The shortest allowed recovery window is 1d
.
Units available:
- d - Days
- w - Weeks
- y - Years
minimum_redundancy (default 3)
The minimum number of backups that should always be available. Must be >= 0
full_backup_frequency (default: 24h)
The frequency in which full backups are taken. Must be >= 1h
archive_timeout (default: 60s)
Archiving typically happens once the WAL segment is full (16mib), however, this can cause issues for less active databases.

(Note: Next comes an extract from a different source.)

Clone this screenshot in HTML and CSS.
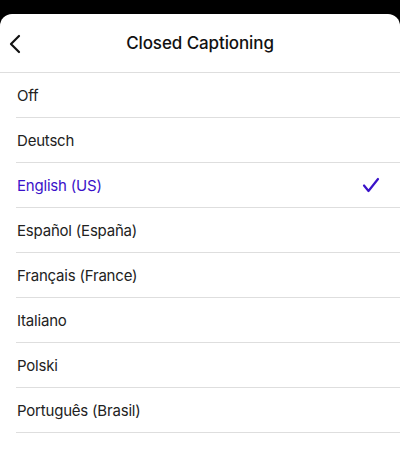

So if the WAL segment doesn’t fill by the specified timeout, a wal-switch will occur and force an archive event.
WARNING - Having too short of a archive timeout can have performance implications and bloat object storage.
View your current configuration
First, you can view the existing settings by running the following curl command:
curl http://<app-name>.internal:5500/commands/admin/settings/view/barman -s | python3 -m json.tool
{
"result": {
"archive_timeout": "60s",
"full_backup_frequency": "24h",
"minimum_redundancy": "3",
"recovery_window": "7d"
}
}
Update your configuration
To update a configuration option, you can run:
curl http://<app-name>.internal:5500/commands/admin/settings/update/barman -d '{"recovery_window": "1d"}'
{"result":{"message":"Updated","restart_required":true}}
Then when we re-run the view command we can see the recovery window has been updated:
curl http://<app-name>.internal:5500/commands/admin/settings/view/barman -s | python3 -m json.tool
{
"result": {
"archive_timeout": "60s",
"full_backup_frequency": "24h",
"minimum_redundancy": "3",
"recovery_window": "1d"
}
}
This is just a starting point and we hope to improve this process in the near future. Change these settings currently require a cluster restart, but it should be possible to configure at runtime in the future.
Let us know what you think!
There’s a lot here and we already have quite a few improvements queued up for the next iteration. In any case, if you have any questions or feedback on this process, we’d love to hear them!